Ранним утром по городу разъезжал грузовик, который собирал возле «американок» трупы замерзших инвалидов.
У заводской проходной
— Когда получка была на «Уралмаше», они все, безногие и безрукие, цепочкой выстраивались на земле возле проходной, ждали подаяния. Кто как… Кто — на тележках, кто — прямо на голой земле, — продолжает Сергей Авдеев. — Был у нас выпускник 22-й школы, ему в первый же день войны ногу оторвало. Он оказался в немецком концлагере, потом — в нашем. В вину ему вменили то, что, когда двуногие умирали, он с одной ногой умудрился выжить. Вернулся из лагеря домой, ни пенсии, ни пособий, раз его во враги записали. Сел с кепочкой. А мимо как раз идет Антонина Сомова, директриса его школы. И забрала его с собой. Привела в школу, устроила выпускника на должность учителя рисования и черчения. Позже появился Дом пионеров, он и там работал — кружок вел. Ожил человек сразу. На «Уралмаше» его многие знали — стал он художником Соколовым, а мог умереть как нищий инвалид. Сомова, кстати, помогла еще одному ученику, который концлагерь прошел. Она его тоже в школу приняла, не дала погибнуть. Он вел технические кружки.
Свердловский госпиталь для инвалидов войны. Фото: gvvso.ru
Ландшафт победителей
— Послевоенные годы пришлись на мое детство, — вспоминает Алексей Зыков, председатель Свердловской областной общественной организации «Семьи погибших воинов». — Хорошо помню инвалидов. Окна нашей квартиры выходили на проходную «Пневмостроймашины». «Американка» примыкала к забору завода. И всегда внутри и снаружи — инвалиды. Внутрь могли зайти те, кто на костылях, а рядом сидели безногие.
По словам Алексея Зыкова, чаще всего инвалидов можно было встретить возле продуктовых магазинов.

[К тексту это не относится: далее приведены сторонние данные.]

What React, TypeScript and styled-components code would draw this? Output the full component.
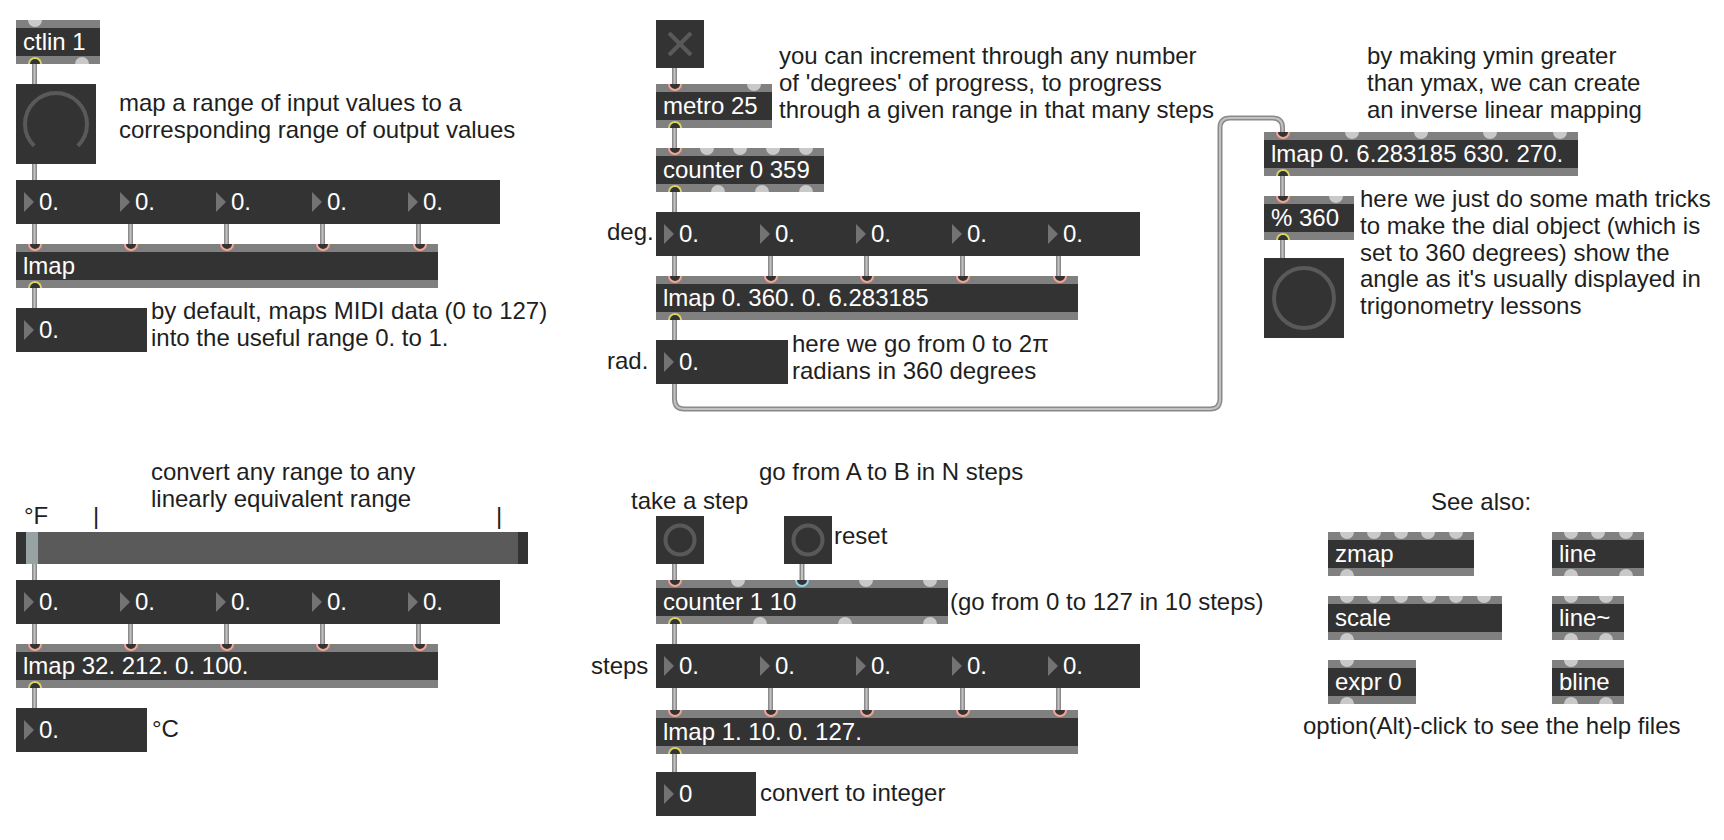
import React from 'react';
import styled, { createGlobalStyle, css } from 'styled-components';

const PINK = '#f2a594';
const YEL = '#d8d45e';
const CYAN = '#95d3e8';

type Ring = string | null;

const GlobalStyle = createGlobalStyle`
    html, body {
        margin: 0;
        padding: 0;
        background: #ffffff;
    }
    body {
        font-family: 'Liberation Sans', Arial, Helvetica, sans-serif;
    }
`;

type Pos = { $x: number; $y: number };

const placed = css<Pos>`
    position: absolute;
    left: ${p => p.$x}px;
    top: ${p => p.$y}px;
`;

const Canvas = styled.div`
    position: relative;
    width: 1724px;
    height: 840px;
    overflow: hidden;
    background: #ffffff;
    font-family: 'Liberation Sans', Arial, Helvetica, sans-serif;
    font-size: 24px;
`;

const WireLayer = styled.svg`
    position: absolute;
    left: 0;
    top: 0;
`;

const ObjectBox = styled.div<Pos & { $w: number }>`
    ${placed};
    width: ${p => p.$w}px;
    height: 44px;
    display: flex;
    flex-direction: column;
    background: #333333;
    overflow: hidden;
`;

const Strip = styled.div`
    position: relative;
    height: 8px;
    background: #808080;
`;

const ObjectText = styled.div`
    flex: 1;
    padding-left: 7px;
    color: #ffffff;
    line-height: 28px;
    white-space: nowrap;
`;

const Port = styled.span<{ $at: number; $edge: 'top' | 'bottom'; $ring: Ring }>`
    position: absolute;
    left: ${p => p.$at - 7}px;
    ${p => p.$edge}: -7px;
    width: 14px;
    height: 14px;
    border-radius: 50%;
    box-sizing: border-box;
    background: ${p => (p.$ring ? '#333333' : '#c9c9c9')};
    border: ${p => (p.$ring ? `2px solid ${p.$ring}` : 'none')};
`;

const NumberBox = styled.div<Pos & { $w: number }>`
    ${placed};
    width: ${p => p.$w}px;
    height: 44px;
    display: flex;
    background: #333333;
`;

const NumberCell = styled.div<{ $w: number }>`
    width: ${p => p.$w}px;
    flex: none;
    display: flex;
    align-items: center;
    padding-left: 8px;
    box-sizing: border-box;
`;

const Arrow = styled.span`
    width: 0;
    height: 0;
    border-top: 10px solid transparent;
    border-bottom: 10px solid transparent;
    border-left: 10px solid #737373;
`;

const NumberText = styled.span`
    margin-left: 5px;
    color: #ffffff;
    line-height: 44px;
`;

const Square = styled.div<Pos & { $size: number }>`
    ${placed};
    width: ${p => p.$size}px;
    height: ${p => p.$size}px;
    background: #333333;
    display: flex;
    align-items: center;
    justify-content: center;
`;

const Slider = styled.div<Pos & { $w: number }>`
    ${placed};
    width: ${p => p.$w}px;
    height: 32px;
    box-sizing: border-box;
    border-left: 10px solid #333333;
    border-right: 10px solid #333333;
    background: #5a5a5a;
    display: flex;
`;

const SliderKnob = styled.div`
    width: 12px;
    background: #98a1a3;
`;

const Comment = styled.div<Pos>`
    ${placed};
    color: #1e1e1e;
    line-height: 26.8px;
    white-space: pre;
`;

const portXs = (n: number, w: number) =>
    n === 1 ? [18.5] : Array.from({ length: n }, (_, i) => 18.5 + (i * (w - 37)) / (n - 1));

type Obj = { x: number; y: number; w: number; text: string; ins: Ring[]; outs: Ring[] };

const P5: Ring[] = [PINK, PINK, PINK, PINK, PINK];
const n = (k: number): Ring[] => Array(k).fill(null);

const objects: Obj[] = [
    { x: 16, y: 20, w: 84, text: 'ctlin 1', ins: n(1), outs: [YEL, null] },
    { x: 16, y: 244, w: 422, text: 'lmap', ins: P5, outs: [YEL] },
    { x: 16, y: 644, w: 422, text: 'lmap 32. 212. 0. 100.', ins: P5, outs: [YEL] },
    { x: 656, y: 84, w: 116, text: 'metro 25', ins: [PINK, null], outs: [YEL] },
    { x: 656, y: 148, w: 168, text: 'counter 0 359', ins: [PINK, ...n(4)], outs: [YEL, ...n(3)] },
    { x: 656, y: 276, w: 422, text: 'lmap 0. 360. 0. 6.283185', ins: P5, outs: [YEL] },
    { x: 1264, y: 132, w: 314, text: 'lmap 0. 6.283185 630. 270.', ins: [PINK, ...n(4)], outs: [YEL] },
    { x: 1264, y: 196, w: 90, text: '% 360', ins: [PINK, null], outs: [YEL] },
    { x: 656, y: 580, w: 292, text: 'counter 1 10', ins: [PINK, null, CYAN, null, null], outs: [YEL, ...n(3)] },
    { x: 656, y: 710, w: 422, text: 'lmap 1. 10. 0. 127.', ins: P5, outs: [YEL] },
    { x: 1328, y: 532, w: 146, text: 'zmap', ins: n(5), outs: n(1) },
    { x: 1552, y: 532, w: 92, text: 'line', ins: n(3), outs: n(2) },
    { x: 1328, y: 596, w: 174, text: 'scale', ins: n(6), outs: n(1) },
    { x: 1552, y: 596, w: 72, text: 'line~', ins: n(2), outs: n(2) },
    { x: 1328, y: 660, w: 88, text: 'expr 0', ins: n(1), outs: n(1) },
    { x: 1552, y: 660, w: 72, text: 'bline', ins: n(1), outs: n(2) },
];

const numberRows = [
    { x: 16, y: 180 },
    { x: 656, y: 212 },
    { x: 16, y: 580 },
    { x: 656, y: 644 },
];

const numbers = [
    { x: 16, y: 308, w: 131, v: '0.' },
    { x: 656, y: 340, w: 132, v: '0.' },
    { x: 16, y: 708, w: 131, v: '0.' },
    { x: 656, y: 772, w: 100, v: '0' },
];

const comments: [string, number, number][] = [
    ['map a range of input values to a\ncorresponding range of output values', 119, 90],
    ['by default, maps MIDI data (0 to 127)\ninto the useful range 0. to 1.', 151, 298],
    ["you can increment through any number\nof 'degrees' of progress, to progress\nthrough a given range in that many steps", 779, 43],
    ['by making ymin greater\nthan ymax, we can create\nan inverse linear mapping', 1367, 43],
    ["here we just do some math tricks\nto make the dial object (which is\nset to 360 degrees) show the\nangle as it's usually displayed in\ntrigonometry lessons", 1360, 186],
    ['here we go from 0 to 2π\nradians in 360 degrees', 792, 331],
    ['deg.', 607, 219],
    ['rad.', 607, 348],
    ['convert any range to any\nlinearly equivalent range', 151, 459],
    ['°F', 24, 503],
    ['|', 93, 503],
    ['|', 496, 503],
    ['°C', 152, 716],
    ['go from A to B in N steps', 759, 459],
    ['take a step', 631, 488],
    ['reset', 834, 523],
    ['(go from 0 to 127 in 10 steps)', 950, 589],
    ['steps', 591, 653],
    ['convert to integer', 760, 780],
    ['See also:', 1431, 489],
    ['option(Alt)-click to see the help files', 1303, 713],
];

// vertical patch cords: [x, fromY, toY]
const L = 34.5;
const M = 674.5;
const cords: [number, number, number][] = [
    [L, 64, 84],
    [L, 164, 180],
    [L, 288, 308],
    [M, 68, 84],
    [M, 128, 148],
    [M, 192, 212],
    [M, 320, 340],
    [1282.5, 176, 196],
    [1282.5, 240, 258],
    [L, 564, 580],
    [L, 688, 708],
    [M, 564, 580],
    [802, 564, 580],
    [M, 624, 644],
    [M, 754, 772],
];
for (let i = 0; i < 5; i++) {
    cords.push([L + 96 * i, 224, 244]);
    cords.push([M + 96 * i, 256, 276]);
    cords.push([L + 96 * i, 624, 644]);
    cords.push([M + 96 * i, 688, 710]);
}

const loopCord =
    'M674.5 320 V399 Q674.5 409 684.5 409 H1210 Q1220 409 1220 399 V128 Q1220 118 1230 118 H1272.5 Q1282.5 118 1282.5 128 V132';

const Cord = ({ d }: { d: string }) => (
    <>
        <path d={d} fill="none" stroke="#8a8a8a" strokeWidth={5} />
        <path d={d} fill="none" stroke="#c2c2c2" strokeWidth={2} />
    </>
);

const MaxObject = ({ o }: { o: Obj }) => (
    <ObjectBox $x={o.x} $y={o.y} $w={o.w}>
        <Strip>
            {portXs(o.ins.length, o.w).map((px, i) => (
                <Port key={i} $at={px} $edge="top" $ring={o.ins[i]} />
            ))}
        </Strip>
        <ObjectText>{o.text}</ObjectText>
        <Strip>
            {portXs(o.outs.length, o.w).map((px, i) => (
                <Port key={i} $at={px} $edge="bottom" $ring={o.outs[i]} />
            ))}
        </Strip>
    </ObjectBox>
);

const Cell = ({ w, v }: { w: number; v: string }) => (
    <NumberCell $w={w}>
        <Arrow />
        <NumberText>{v}</NumberText>
    </NumberCell>
);

export default function App() {
    return (
        <>
            <GlobalStyle />
            <Canvas>
                <WireLayer width={1724} height={840}>
                    {cords.map(([x, a, b], i) => (
                        <Cord key={i} d={`M${x} ${a} V${b}`} />
                    ))}
                    <Cord d={loopCord} />
                </WireLayer>

                {objects.map((o, i) => (
                    <MaxObject key={i} o={o} />
                ))}

                {numberRows.map((r, i) => (
                    <NumberBox key={i} $x={r.x} $y={r.y} $w={484}>
                        {[96, 96, 96, 96, 100].map((w, j) => (
                            <Cell key={j} w={w} v="0." />
                        ))}
                    </NumberBox>
                ))}

                {numbers.map((b, i) => (
                    <NumberBox key={i} $x={b.x} $y={b.y} $w={b.w}>
                        <Cell w={b.w} v={b.v} />
                    </NumberBox>
                ))}

                <Square $x={16} $y={84} $size={80}>
                    <svg width="80" height="80">
                        <path d="M18.1 61.9 A31 31 0 1 1 61.9 61.9" fill="none" stroke="#595959" strokeWidth={4} />
                    </svg>
                </Square>
                <Square $x={1264} $y={258} $size={80}>
                    <svg width="80" height="80">
                        <circle cx="40" cy="40" r="30" fill="none" stroke="#595959" strokeWidth={4} />
                    </svg>
                </Square>

                <Square $x={656} $y={20} $size={48}>
                    <svg width="48" height="48">
                        <path d="M13 13 L35 35 M35 13 L13 35" stroke="#595959" strokeWidth={4} />
                    </svg>
                </Square>

                {[656, 784].map(x => (
                    <Square key={x} $x={x} $y={516} $size={48}>
                        <svg width="48" height="48">
                            <circle cx="24" cy="24" r="14.5" fill="none" stroke="#595959" strokeWidth={4} />
                        </svg>
                    </Square>
                ))}

                <Slider $x={16} $y={532} $w={512}>
                    <SliderKnob />
                </Slider>

                {comments.map(([t, x, y], i) => (
                    <Comment key={i} $x={x} $y={y}>
                        {t}
                    </Comment>
                ))}
            </Canvas>
        </>
    );
}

В тамбур заходишь, там обязательно «самовар» сидит, без рук и ног. Его в самодельном кульке или «рюкзаке» приносила сердобольная женщина утром. Весь день инвалид там сидел, просил милостыню, вечером она его забирала.
— Я вспоминаю, как паршиво мы, пацаны, относились к этим людям, — говорит Алексей Александрович. — Мы видели, как гоняла их милиция. Никакого уважения к победителям не было. Исчезли они резко. Говорили, что их увезли в «уморные» места. Они были изолированы от людей, потому что портили ландшафт победителей.
Зыков рассказывает, как мальчишки дразнили инвалидов.
— Вот идет вчерашний боец на деревяшке, протезов же не было. Идет, а за ним — толпа пацанов, и в такт его прихрамываниям скандирует: «Рубь пять, где взять? Надо за-ра-бо-тать!» Вот такая издевательская речовка. Никто нас не гонял, взрослые сами возмущались, мол, ходят тут всякие инвалиды.
Когда мы видели, как милиция их выбрасывает из магазинов, никто даже не задумывался, что это фронтовики. Не было таких слов!
Возле Шарташского рынка сидел инвалид, ног нет, а вместо рук — обувные щетки приделаны. Бывало, задумается и волосы со лба уберет, а вместо руки — щетка с ваксой. Сразу голова черная. А потом он умер. И хоронили его с такими почестями, что мы все потрясены были. Оказалось, Герой Советского Союза.
«Я спрашиваю себя: сколько инвалидов погибло, сколько их оказалось в безымянных могилах, выброшенных из санитарных поездов на полустанках, подобранных на улицах, выбросившихся из окон? Никто не считал. Валили все на войну. Война войной, но была и власть, которая посылала людей на эту войну. И она же старалась скрыть истинные потери солдат на войне, причем самыми антигуманными методами, назвав людей «без вести пропавшими»… В послевоенные годы власть мало делала для инвалидов, разве что юбилейными медалями награждала да кричала во славу…» — пишет Виктор Максимов в своей «Исповеди старого солдата».
В 1949 году безногие инвалиды исчезли со свердловских улиц, базаров и вокзалов, из электричек и трамваев.